– Я, такая-то, абсолютно и совершенно отказываюсь и отрекаюсь от всякого прежнего принца и суверена, – проартикулировала я (такая-то) деревянными губами.

Поскольку покамест по причине блаженного дипломатического двурушничества мой прежний паспорт и право наведываться в иную страну никто у меня не отбирал, формула об отчуждаемом мною принце-суверене была облачной грядой, чем-то вроде каналов города Лоуэлла, утративших век назад свое прямое предназначение, – формула была пуста и просторна, но то ли я к ней привязалась, то ли она ко мне, не могла перестать повторять эти разительные слова:

abjure abjure

Судья предложил поздравить с превращением близсидящих мы с чучелком развернулись друг к другу – как волки с негнущимися шеями сразу всем туловом – и посмотрели друг на друга, так как мой китаец и не думал ни улыбаться, ни молвить слово, то и мне это показалось излишним, мы сурово кивнули друг другу, ну что, мол, друг друга таким образом отразили и на том разошлись.

Засунув в карман бумажный на занозистой палочке американский флажок, вручённый мне сумрачным школьником, и аттестат о натурализации, я отправилась пить кофе. Вероятно, это идея пришла в голову не мне одной, так как официантка спросила меня участливо:

– Натурализовались? И что, что-нибудь изменилось?
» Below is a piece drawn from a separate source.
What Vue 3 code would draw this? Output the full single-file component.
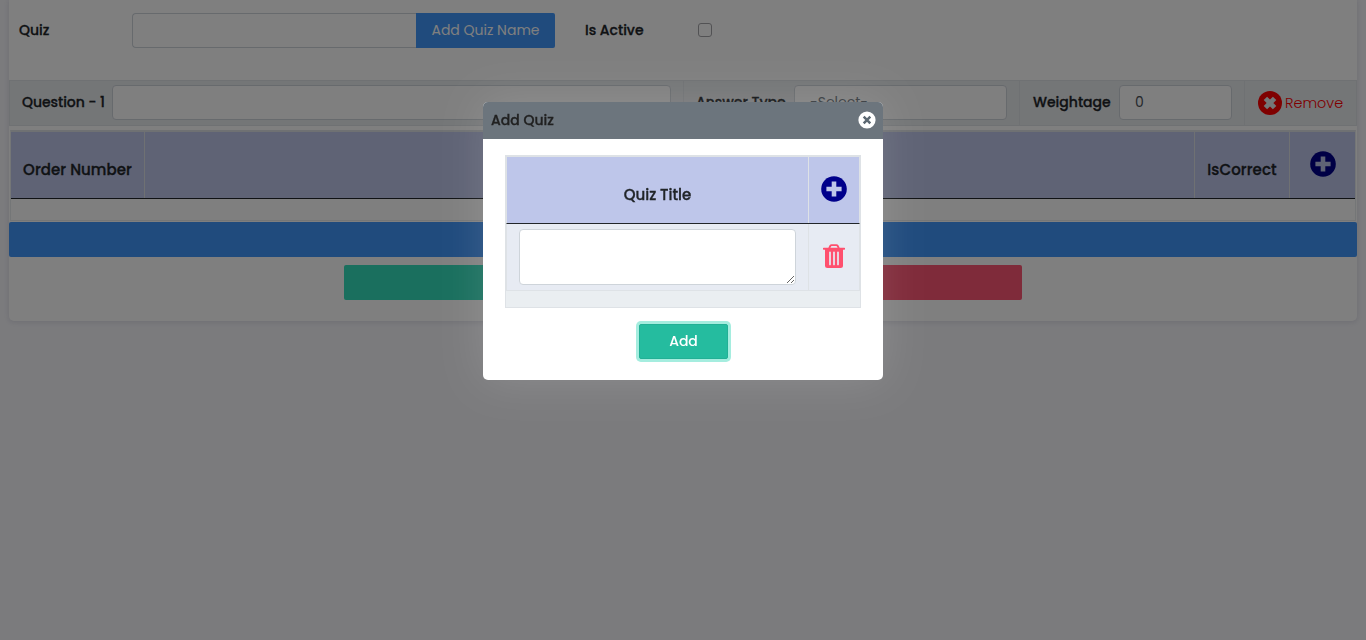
<script setup>
import { ref } from 'vue'

const quizName = ref('')
const isActive = ref(false)
const question = ref('')
const weightage = ref('0')
const title = ref('')
</script>

<template>
  <div class="page">
    <main class="card">
      <div class="quiz-row">
        <label class="label quiz-label">Quiz</label>
        <div class="input-group">
          <input v-model="quizName" class="control" type="text" />
          <button class="btn-name">Add Quiz Name</button>
        </div>
        <label class="label active-label">Is Active</label>
        <input v-model="isActive" class="check" type="checkbox" />
      </div>

      <div class="question-row">
        <div class="cell c-question">
          <span class="label t-question">Question - 1</span>
          <input v-model="question" class="control" type="text" />
        </div>
        <div class="cell c-type">
          <span class="label t-type">Answer Type</span>
          <div class="control select">-Select-</div>
        </div>
        <div class="cell c-weight">
          <span class="label t-weight">Weightage</span>
          <input v-model="weightage" class="control number" type="text" />
        </div>
        <div class="cell c-remove">
          <svg width="24" height="24" viewBox="0 0 24 24">
            <circle cx="12" cy="12" r="12" fill="#f00" />
            <path d="M7.4 7.4l9.2 9.2M16.6 7.4l-9.2 9.2" stroke="#e9ecef" stroke-width="4.800" />
          </svg>
          <span class="remove">Remove</span>
        </div>
      </div>

      <div class="answers">
        <div class="answers-head">
          <div class="th order">Order Number</div>
          <div class="th fill"></div>
          <div class="th correct">IsCorrect</div>
          <div class="th plus">
            <svg width="26" height="26" viewBox="0 0 26 26">
              <circle cx="13" cy="13" r="12.8" fill="#00008b" />
              <path d="M13 5.4v15.2M5.4 13h15.2" stroke="#bec6ea" stroke-width="4.6" />
            </svg>
          </div>
        </div>
      </div>

      <div class="bar"></div>
      <div class="actions">
        <div class="action save"></div>
        <div class="action cancel"></div>
      </div>
    </main>

    <div class="backdrop">
      <section class="modal">
        <header class="modal-head">
          <h2>Add Quiz</h2>
          <svg width="18" height="18" viewBox="0 0 18 18">
            <circle cx="9" cy="9" r="8.6" fill="#fff" />
            <path d="M5.700 5.700l6.600 6.600M12.300 5.700l-6.600 6.600" stroke="#5d6973" stroke-width="2.5" />
          </svg>
        </header>
        <div class="modal-body">
          <div class="grid">
            <div class="grid-head">
              <div class="g-title">Quiz Title</div>
              <div class="g-icon">
                <svg width="26" height="26" viewBox="0 0 26 26">
                  <circle cx="13" cy="13" r="12.8" fill="#00008b" />
                  <path d="M13 5.4v15.2M5.4 13h15.2" stroke="#bec6ea" stroke-width="4.6" />
                </svg>
              </div>
            </div>
            <div class="grid-row">
              <div class="g-title"><textarea v-model="title"></textarea></div>
              <div class="g-icon">
                <svg width="22" height="25" viewBox="0 0 22 25" fill="none">
                  <path d="M6.2 4.2L7.4 1.8Q7.8 1.1 8.6 1.1H13.4Q14.2 1.1 14.6 1.8L15.8 4.2" stroke="#ff506e" stroke-width="1.9" />
                  <rect y="3.8" width="22" height="1.9" rx=".6" fill="#ff506e" />
                  <path d="M2 5h18v16.500q0 2.5-2.5 2.5h-13Q2 24 2 21.500z" fill="#ff506e" />
                  <path d="M7 8.3v12.100M11 8.3v12.100M15 8.3v12.100" stroke="#e7ebf3" stroke-width="1.7" stroke-linecap="round" />
                </svg>
              </div>
            </div>
          </div>
          <button class="btn-add">Add</button>
        </div>
      </section>
    </div>
  </div>
</template>

<style>
body {
  margin: 0;
  overflow: hidden;
}
</style>

<style scoped>
.page,
.page * {
  box-sizing: border-box;
}
.page {
  height: 640px;
  padding: 0 9px;
  background: #f7f7fb;
  color: #212529;
  font-family: Poppins, Inter, "Open Sans", sans-serif;
  font-size: 14px;
}
svg {
  display: block;
  flex: none;
}
.card {
  height: 321px;
  background: #fff;
  border-radius: 0 0 5px 5px;
  box-shadow: 0 1px 5px 1px rgba(69, 65, 110, 0.12);
}
.quiz-row {
  display: flex;
  align-items: center;
  height: 80px;
  padding: 0 10px 20px;
}
.label {
  font-weight: 500;
  white-space: nowrap;
}
.label,
.th,
.grid-head,
.modal-head h2 {
  -webkit-text-stroke: 0.3px currentColor;
}
.quiz-label {
  width: 113px;
}
.input-group {
  display: flex;
  width: 423px;
}
.control {
  display: block;
  min-width: 0;
  height: 35px;
  border: 1px solid #ced4da;
  border-radius: 4px;
  background: #fff;
  color: #495057;
  font: inherit;
  outline: 0;
}
.input-group .control {
  flex: 1;
  border-right: 0;
  border-radius: 4px 0 0 4px;
}
.btn-name {
  width: 139px;
  height: 35px;
  padding: 0;
  border: 0;
  border-radius: 0 2px 2px 0;
  background: #4096fa;
  color: #fff;
  font: inherit;
  white-space: nowrap;
}
.active-label {
  width: 113px;
  margin-left: 30px;
}
.check {
  appearance: none;
  width: 14px;
  height: 14px;
  margin: 0;
  border: 1px solid #a4a4a8;
  border-radius: 3px;
  background: #fff;
}
.question-row {
  display: flex;
  height: 46px;
  border: 1px solid #dee2e6;
  background: #e9ecef;
}
.cell {
  display: flex;
  align-items: center;
  padding: 0 12px 2px;
  border-right: 1px solid #dee2e6;
}
.cell .label {
  flex: none;
}
.cell .control {
  flex: 1;
}
.c-question {
  width: 674px;
}
.t-question {
  width: 90px;
  letter-spacing: -0.06px;
}
.c-type {
  width: 336px;
}
.t-type {
  width: 98px;
}
.c-weight {
  width: 225px;
}
.t-weight {
  width: 87px;
  padding-left: 1px;
}
.c-remove {
  flex: 1;
  padding: 0 0 1px 13px;
  border: 0;
}
.remove {
  margin: 2px 0 0 3px;
  color: #f00;
  font-size: 14.4px;
  font-weight: 300;
}
.cell .select {
  padding: 0 15px;
  line-height: 33px;
  color: #6c757d;
}
.cell .number {
  padding: 0 15px;
}
.answers {
  height: 91px;
  margin: 4px 1px 0;
  border: 1px solid #e9ecef;
  border-top-color: #dee2e6;
}
.answers-head {
  display: flex;
  height: 68px;
  border-top: 1px solid #dee2e6;
  border-bottom: 1px solid #212529;
  background: #bec6ea;
}
.th {
  display: flex;
  align-items: center;
  justify-content: center;
  padding-top: 8px;
  border-right: 1px solid #dee2e6;
  font-size: 15px;
  font-weight: 500;
  white-space: nowrap;
}
.order {
  width: 134px;
  letter-spacing: 0.08px;
}
.fill {
  flex: 1;
}
.correct {
  width: 95px;
  letter-spacing: 0.1px;
}
.plus {
  width: 65px;
  padding: 0 0 3px;
  border-right: 0;
}
.bar {
  height: 35px;
  margin-top: 1px;
  border-radius: 2px;
  background: #4096fa;
}
.actions {
  display: flex;
  width: 678px;
  margin: 8px 0 0 335px;
}
.action {
  flex: 1;
  height: 35px;
  border-radius: 2px;
}
.save {
  background: #34debc;
}
.cancel {
  background: #ff5674;
}
.backdrop {
  position: fixed;
  inset: 0;
  background: rgba(0, 0, 0, 0.5);
}
.modal {
  width: 400px;
  height: 278px;
  margin: 102px 0 0 483px;
  overflow: hidden;
  border-radius: 5px;
  background: #fff;
  box-shadow: 0 0 45px rgba(255, 255, 255, 0.14);
}
.modal-head {
  display: flex;
  align-items: center;
  justify-content: space-between;
  height: 37px;
  padding: 0 7px 1px 8px;
  background: #6c757d;
}
.modal-head h2 {
  margin: 0;
  color: #212121;
  font-size: 14px;
  font-weight: 500;
}
.modal-body {
  padding: 16px 22px;
}
.grid {
  height: 153px;
  border: 1px solid #dee2e6;
  background: #eaeef1;
}
.grid-head,
.grid-row {
  display: flex;
  border: 1px solid #dee2e6;
}
.grid-head {
  height: 68px;
  border-bottom-color: #212529;
  background: #bec6ea;
  font-size: 15px;
  font-weight: 500;
}
.grid-row {
  height: 67px;
  border-top: 0;
  background: #e7ebf3;
}
.g-title {
  display: flex;
  flex: 1;
  align-items: center;
  justify-content: center;
  border-right: 1px solid #dee2e6;
}
.grid-head .g-title {
  padding-top: 8px;
}
.g-icon {
  display: flex;
  width: 50px;
  align-items: center;
  justify-content: center;
  padding-bottom: 2px;
}
textarea {
  display: block;
  width: 277px;
  height: 56px;
  border: 1px solid #ced4da;
  border-radius: 4px;
  outline: 0;
  resize: vertical;
}
.btn-add {
  display: block;
  width: 89px;
  height: 35px;
  margin: 16px auto 0 134px;
  padding: 0;
  border: 1px solid #22b095;
  border-radius: 2px;
  background: #25bc9f;
  box-shadow: 0 0 0 3px #a5eddf;
  color: #fff;
  font: inherit;
  font-weight: 500;
}
</style>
Я жалко улыбнулась в попытке изловчиться и изречь что-нибудь возвышенное, но она, не ожидая ответа, продолжила:

– Вот я тут замуж впервые вышла и всё себя спрашиваю: что, ну что изменилось? Ей было лет шестьдесят, у неё был именно такой, вроде тыквенного хвостика, седенький пучок, к которым был столь неравнодушен писатель Достоевский.

До поезда оставалось два часа, и их следовало убить. Чаще всего я использую для этого проверенный безжалостный метод – отправляюсь в местный музей изящных искусств. Опыт подсказывает, что таковой найдётся везде, в каждом городишке есть морг, банк и музей, в каждом музее меня поджидает замусоленная открытка, бледный (или, напротив, совсем тёмный) слепок сокровища.

Не может же Лоуэлл быть исключением!

Мимо каналов с полной талого снега коричневой водой, мимо кирпичных корпусов с заколоченными окнами, мимо трамвайных путей я отправилась на поиски своего музея. Путь мой, каким бы недоброкачественным сентиментализирующим упрощением ни казалось это мнемоничексое движение, был неотличим от бредения/бреда, скажем, вдоль Обводного канала, скажем, в сторону фабрики «Красный треугольник», скажем, в конце зимы – то есть в мае. Когда мне довелось проходить мимо этой фабрики в последний раз, я поддалась влечению сердца и зашла в магазин-салон, где продавались, что же ещё, резиновые сапоги и галоши (рифмуется с крокодильими детьми), но были они с репродукциями картин мастеров. С галоши на вас по(д)сматривала блядовитая косенькая незнакомка Крамского, по(д)мигивали безглазые пейзаны Кандинского, крутились жуткие мельницы Ван Гога… Сопротивляться соблазну было выше сил человеческих, и я уже почти решилась на приобретение пейзажных галош с удвоенным ржавым прудиком капризника и проказника Левитана, как вопль и клёкот фурии «не меряй! запачкаешь! покупай как знаешь!» заставил меня отшатнуться и бежать прочь обратно к ледяному каналу.

После нескольких сеансов диалектической топографии с сонными аборигенами Лоуэлла мне удалось вычислить ту единственную старуху с таксой в шапке с помпоном, которым была ведома тайна музея – бледно-голубого деревянного дома напротив парковки. Обойдя его раза четыре, я различила живую входную дверь, и рванув её, ошеломила школьницу, сидящую на полу в наушниках. Она получила свой доллар, и я ринулась навстречу постоянной экспозиции.